Supplied data =
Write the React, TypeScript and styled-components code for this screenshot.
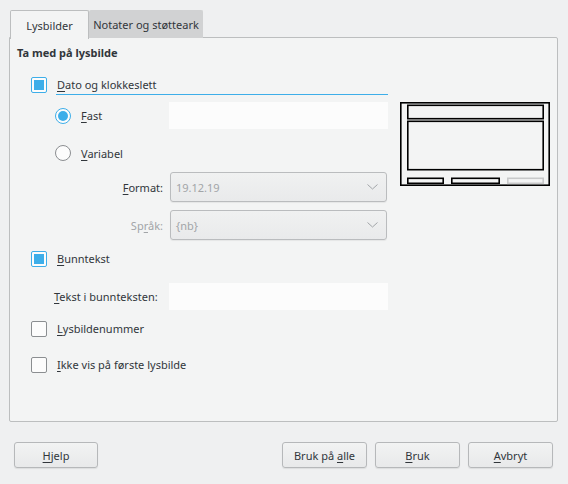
import React from 'react';
import styled, {createGlobalStyle} from 'styled-components';

const GlobalStyle = createGlobalStyle`
  html, body {
    margin: 0;
    background: #eff0f1;
  }
  body {
    font-family: "Noto Sans", "DejaVu Sans", sans-serif;
    font-size: 11px;
    color: #31363b;
  }
  u {
    text-decoration: underline;
    text-underline-offset: 2px;
  }
`

const Dialog = styled.div`
  width: 568px;
  height: 484px;
  box-sizing: border-box;
  padding: 10px 10px 0 9px;
  display: flex;
  flex-direction: column;
`
const TabBar = styled.div`
  display: flex;
  height: 28px;
  padding-left: 1px;
  margin-bottom: -1px;
`
const Tab = styled.div<{ $active?: boolean }>`
  position: relative;
  z-index: ${p => (p.$active ? 1 : 0)};
  box-sizing: border-box;
  height: ${p => (p.$active ? '29px' : '28px')};
  padding: 0;
  display: flex;
  align-items: center;
  justify-content: center;
  white-space: nowrap;
  background: ${p => (p.$active ? '#f3f4f4' : '#d1d2d3')};
  border: 1px solid ${p => (p.$active ? '#bcbebf' : '#d1d2d3')};
  border-bottom: none;
  border-radius: 2px 2px 0 0;
  width: ${p => (p.$active ? '79px' : '114px')};
`
const Panel = styled.div`
  box-sizing: border-box;
  width: 549px;
  height: 385px;
  background: #f3f4f4;
  border: 1px solid #bcbebf;
  border-radius: 0 2px 2px 2px;
  padding: 8px 7px 0 7px;
`
const Heading = styled.div`
  height: 14px;
  line-height: 14px;
  font-weight: 700;
`
const Body = styled.div`
  display: flex;
  align-items: flex-start;
`
const Form = styled.div`
  width: 372px;
  display: flex;
  flex-direction: column;
`
const Row = styled.div<{ $top: number; $h: number; $indent?: number }>`
  display: flex;
  align-items: center;
  margin-top: ${p => p.$top}px;
  height: ${p => p.$h}px;
  padding-left: ${p => p.$indent ?? 0}px;
`
const Check = styled.span<{ $on?: boolean }>`
  flex: none;
  box-sizing: border-box;
  width: 16px;
  height: 16px;
  border: 1px solid ${p => (p.$on ? '#3daee9' : '#8b8e91')};
  border-radius: 2px;
  background: #fcfcfc;
  display: flex;
  align-items: center;
  justify-content: center;

  &::after {
    content: "";
    display: ${p => (p.$on ? 'block' : 'none')};
    width: 10px;
    height: 10px;
    background: #3daee9;
  }
`
const Radio = styled(Check)`
  border-radius: 50%;

  &::after {
    width: 10px;
    height: 10px;
    border-radius: 50%;
  }
`
const Label = styled.span<{ $gap?: number; $muted?: boolean }>`
  margin-left: ${p => p.$gap ?? 10}px;
  white-space: nowrap;
  color: ${p => (p.$muted ? '#a2a5a8' : 'inherit')};
`
const FocusLabel = styled.span`
  flex: 1;
  align-self: stretch;
  margin-left: 9px;
  padding-left: 1px;
  display: flex;
  align-items: center;
  border-bottom: 1px solid #3daee9;
`
const SideLabel = styled.span<{ $muted?: boolean }>`
  flex: 1;
  text-align: right;
  padding-right: 7px;
  color: ${p => (p.$muted ? '#a2a5a8' : 'inherit')};
`
const TextField = styled.div`
  flex: none;
  margin-left: auto;
  width: 219px;
  align-self: stretch;
  background: #fcfcfc;
`
const Combo = styled.div`
  flex: none;
  box-sizing: border-box;
  width: 217px;
  margin-right: 1px;
  align-self: stretch;
  border: 1px solid #babcbe;
  border-radius: 3px;
  background: linear-gradient(#f0f1f1, #e9eaeb);
  box-shadow: 0 1px 1px rgba(0, 0, 0, 0.06);
  display: flex;
  align-items: center;
  justify-content: space-between;
  padding: 0 8px 0 5px;
  color: #a2a5a8;
`
const Preview = styled.svg`
  flex: none;
  margin: 42px 0 0 12px;
`
const Buttons = styled.div`
  display: flex;
  gap: 8px;
  margin-top: 20px;
  padding: 0 5px;
`
const Spacer = styled.div`
  flex: 1;
`
const Button = styled.button<{ $w?: number }>`
  box-sizing: border-box;
  width: ${p => p.$w ?? 85}px;
  height: 26px;
  font: inherit;
  color: inherit;
  border: 1px solid #b6b8ba;
  border-radius: 3px;
  background: linear-gradient(#f2f3f3, #e8e9ea);
  box-shadow: 0 1px 1px rgba(0, 0, 0, 0.08);
  padding: 0;
`

const Chevron = () => (
    <svg width="11" height="6" viewBox="0 0 11 6">
        <polyline points="0.5,0.5 5.5,5 10.5,0.5" fill="none" stroke="#a2a5a8" strokeWidth="1"/>
    </svg>
)

const SlideLayout = () => (
    <Preview width="150" height="84" viewBox="0 0 150 84">
        <g fill="none" strokeWidth="1.6">
            <rect x="0.8" y="0.8" width="148.4" height="82.4" stroke="#000"/>
            <rect x="7.8" y="3.3" width="135.4" height="13.4" stroke="#000"/>
            <rect x="7.8" y="19.3" width="135.4" height="48.4" stroke="#000"/>
            <rect x="7.8" y="76.3" width="35.4" height="5" stroke="#000"/>
            <rect x="51.8" y="76.3" width="47.4" height="5" stroke="#000"/>
            <rect x="107.8" y="76.3" width="35.4" height="5" stroke="#c8c9ca"/>
        </g>
    </Preview>
)

export default function App() {
    return (
        <>
            <GlobalStyle/>
            <Dialog>
                <TabBar>
                    <Tab $active>Lysbilder</Tab>
                    <Tab>Notater og støtteark</Tab>
                </TabBar>
                <Panel>
                    <Heading>Ta med på lysbilde</Heading>
                    <Body>
                        <Form>
                            <Row $top={14} $h={21} $indent={14}>
                                <Check $on/>
                                <FocusLabel><span><u>D</u>ato og klokkeslett</span></FocusLabel>
                            </Row>
                            <Row $top={7} $h={27} $indent={38}>
                                <Radio $on/>
                                <Label><u>F</u>ast</Label>
                                <TextField/>
                            </Row>
                            <Row $top={13} $h={22} $indent={38}>
                                <Radio/>
                                <Label><u>V</u>ariabel</Label>
                            </Row>
                            <Row $top={8} $h={30}>
                                <SideLabel><u>F</u>ormat:</SideLabel>
                                <Combo>19.12.19<Chevron/></Combo>
                            </Row>
                            <Row $top={8} $h={30}>
                                <SideLabel $muted>Sp<u>r</u>åk:</SideLabel>
                                <Combo>{'{nb}'}<Chevron/></Combo>
                            </Row>
                            <Row $top={8} $h={21} $indent={14}>
                                <Check $on/>
                                <Label><u>B</u>unntekst</Label>
                            </Row>
                            <Row $top={14} $h={27} $indent={37}>
                                <Label $gap={0}><u>T</u>ekst i bunnteksten:</Label>
                                <TextField/>
                            </Row>
                            <Row $top={8} $h={21} $indent={14}>
                                <Check/>
                                <Label><u>L</u>ysbildenummer</Label>
                            </Row>
                            <Row $top={15} $h={21} $indent={14}>
                                <Check/>
                                <Label><u>I</u>kke vis på første lysbilde</Label>
                            </Row>
                        </Form>
                        <SlideLayout/>
                    </Body>
                </Panel>
                <Buttons>
                    <Button $w={84}><u>H</u>jelp</Button>
                    <Spacer/>
                    <Button>Bruk på <u>a</u>lle</Button>
                    <Button><u>B</u>ruk</Button>
                    <Button><u>A</u>vbryt</Button>
                </Buttons>
            </Dialog>
        </>
    );
}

Aim =
Copy out all of the material exactly as written, without its pictures.

Problem solution =
Write the React, TypeScript and styled-components code for this screenshot.
import React from 'react';
import styled, {createGlobalStyle} from 'styled-components';

const GlobalStyle = createGlobalStyle`
  html, body {
    margin: 0;
    background: #eff0f1;
  }
  body {
    font-family: "Noto Sans", "DejaVu Sans", sans-serif;
    font-size: 11px;
    color: #31363b;
  }
  u {
    text-decoration: underline;
    text-underline-offset: 2px;
  }
`

const Dialog = styled.div`
  width: 568px;
  height: 484px;
  box-sizing: border-box;
  padding: 10px 10px 0 9px;
  display: flex;
  flex-direction: column;
`
const TabBar = styled.div`
  display: flex;
  height: 28px;
  padding-left: 1px;
  margin-bottom: -1px;
`
const Tab = styled.div<{ $active?: boolean }>`
  position: relative;
  z-index: ${p => (p.$active ? 1 : 0)};
  box-sizing: border-box;
  height: ${p => (p.$active ? '29px' : '28px')};
  padding: 0;
  display: flex;
  align-items: center;
  justify-content: center;
  white-space: nowrap;
  background: ${p => (p.$active ? '#f3f4f4' : '#d1d2d3')};
  border: 1px solid ${p => (p.$active ? '#bcbebf' : '#d1d2d3')};
  border-bottom: none;
  border-radius: 2px 2px 0 0;
  width: ${p => (p.$active ? '79px' : '114px')};
`
const Panel = styled.div`
  box-sizing: border-box;
  width: 549px;
  height: 385px;
  background: #f3f4f4;
  border: 1px solid #bcbebf;
  border-radius: 0 2px 2px 2px;
  padding: 8px 7px 0 7px;
`
const Heading = styled.div`
  height: 14px;
  line-height: 14px;
  font-weight: 700;
`
const Body = styled.div`
  display: flex;
  align-items: flex-start;
`
const Form = styled.div`
  width: 372px;
  display: flex;
  flex-direction: column;
`
const Row = styled.div<{ $top: number; $h: number; $indent?: number }>`
  display: flex;
  align-items: center;
  margin-top: ${p => p.$top}px;
  height: ${p => p.$h}px;
  padding-left: ${p => p.$indent ?? 0}px;
`
const Check = styled.span<{ $on?: boolean }>`
  flex: none;
  box-sizing: border-box;
  width: 16px;
  height: 16px;
  border: 1px solid ${p => (p.$on ? '#3daee9' : '#8b8e91')};
  border-radius: 2px;
  background: #fcfcfc;
  display: flex;
  align-items: center;
  justify-content: center;

  &::after {
    content: "";
    display: ${p => (p.$on ? 'block' : 'none')};
    width: 10px;
    height: 10px;
    background: #3daee9;
  }
`
const Radio = styled(Check)`
  border-radius: 50%;

  &::after {
    width: 10px;
    height: 10px;
    border-radius: 50%;
  }
`
const Label = styled.span<{ $gap?: number; $muted?: boolean }>`
  margin-left: ${p => p.$gap ?? 10}px;
  white-space: nowrap;
  color: ${p => (p.$muted ? '#a2a5a8' : 'inherit')};
`
const FocusLabel = styled.span`
  flex: 1;
  align-self: stretch;
  margin-left: 9px;
  padding-left: 1px;
  display: flex;
  align-items: center;
  border-bottom: 1px solid #3daee9;
`
const SideLabel = styled.span<{ $muted?: boolean }>`
  flex: 1;
  text-align: right;
  padding-right: 7px;
  color: ${p => (p.$muted ? '#a2a5a8' : 'inherit')};
`
const TextField = styled.div`
  flex: none;
  margin-left: auto;
  width: 219px;
  align-self: stretch;
  background: #fcfcfc;
`
const Combo = styled.div`
  flex: none;
  box-sizing: border-box;
  width: 217px;
  margin-right: 1px;
  align-self: stretch;
  border: 1px solid #babcbe;
  border-radius: 3px;
  background: linear-gradient(#f0f1f1, #e9eaeb);
  box-shadow: 0 1px 1px rgba(0, 0, 0, 0.06);
  display: flex;
  align-items: center;
  justify-content: space-between;
  padding: 0 8px 0 5px;
  color: #a2a5a8;
`
const Preview = styled.svg`
  flex: none;
  margin: 42px 0 0 12px;
`
const Buttons = styled.div`
  display: flex;
  gap: 8px;
  margin-top: 20px;
  padding: 0 5px;
`
const Spacer = styled.div`
  flex: 1;
`
const Button = styled.button<{ $w?: number }>`
  box-sizing: border-box;
  width: ${p => p.$w ?? 85}px;
  height: 26px;
  font: inherit;
  color: inherit;
  border: 1px solid #b6b8ba;
  border-radius: 3px;
  background: linear-gradient(#f2f3f3, #e8e9ea);
  box-shadow: 0 1px 1px rgba(0, 0, 0, 0.08);
  padding: 0;
`

const Chevron = () => (
    <svg width="11" height="6" viewBox="0 0 11 6">
        <polyline points="0.5,0.5 5.5,5 10.5,0.5" fill="none" stroke="#a2a5a8" strokeWidth="1"/>
    </svg>
)

const SlideLayout = () => (
    <Preview width="150" height="84" viewBox="0 0 150 84">
        <g fill="none" strokeWidth="1.6">
            <rect x="0.8" y="0.8" width="148.4" height="82.4" stroke="#000"/>
            <rect x="7.8" y="3.3" width="135.4" height="13.4" stroke="#000"/>
            <rect x="7.8" y="19.3" width="135.4" height="48.4" stroke="#000"/>
            <rect x="7.8" y="76.3" width="35.4" height="5" stroke="#000"/>
            <rect x="51.8" y="76.3" width="47.4" height="5" stroke="#000"/>
            <rect x="107.8" y="76.3" width="35.4" height="5" stroke="#c8c9ca"/>
        </g>
    </Preview>
)

export default function App() {
    return (
        <>
            <GlobalStyle/>
            <Dialog>
                <TabBar>
                    <Tab $active>Lysbilder</Tab>
                    <Tab>Notater og støtteark</Tab>
                </TabBar>
                <Panel>
                    <Heading>Ta med på lysbilde</Heading>
                    <Body>
                        <Form>
                            <Row $top={14} $h={21} $indent={14}>
                                <Check $on/>
                                <FocusLabel><span><u>D</u>ato og klokkeslett</span></FocusLabel>
                            </Row>
                            <Row $top={7} $h={27} $indent={38}>
                                <Radio $on/>
                                <Label><u>F</u>ast</Label>
                                <TextField/>
                            </Row>
                            <Row $top={13} $h={22} $indent={38}>
                                <Radio/>
                                <Label><u>V</u>ariabel</Label>
                            </Row>
                            <Row $top={8} $h={30}>
                                <SideLabel><u>F</u>ormat:</SideLabel>
                                <Combo>19.12.19<Chevron/></Combo>
                            </Row>
                            <Row $top={8} $h={30}>
                                <SideLabel $muted>Sp<u>r</u>åk:</SideLabel>
                                <Combo>{'{nb}'}<Chevron/></Combo>
                            </Row>
                            <Row $top={8} $h={21} $indent={14}>
                                <Check $on/>
                                <Label><u>B</u>unntekst</Label>
                            </Row>
                            <Row $top={14} $h={27} $indent={37}>
                                <Label $gap={0}><u>T</u>ekst i bunnteksten:</Label>
                                <TextField/>
                            </Row>
                            <Row $top={8} $h={21} $indent={14}>
                                <Check/>
                                <Label><u>L</u>ysbildenummer</Label>
                            </Row>
                            <Row $top={15} $h={21} $indent={14}>
                                <Check/>
                                <Label><u>I</u>kke vis på første lysbilde</Label>
                            </Row>
                        </Form>
                        <SlideLayout/>
                    </Body>
                </Panel>
                <Buttons>
                    <Button $w={84}><u>H</u>jelp</Button>
                    <Spacer/>
                    <Button>Bruk på <u>a</u>lle</Button>
                    <Button><u>B</u>ruk</Button>
                    <Button><u>A</u>vbryt</Button>
                </Buttons>
            </Dialog>
        </>
    );
}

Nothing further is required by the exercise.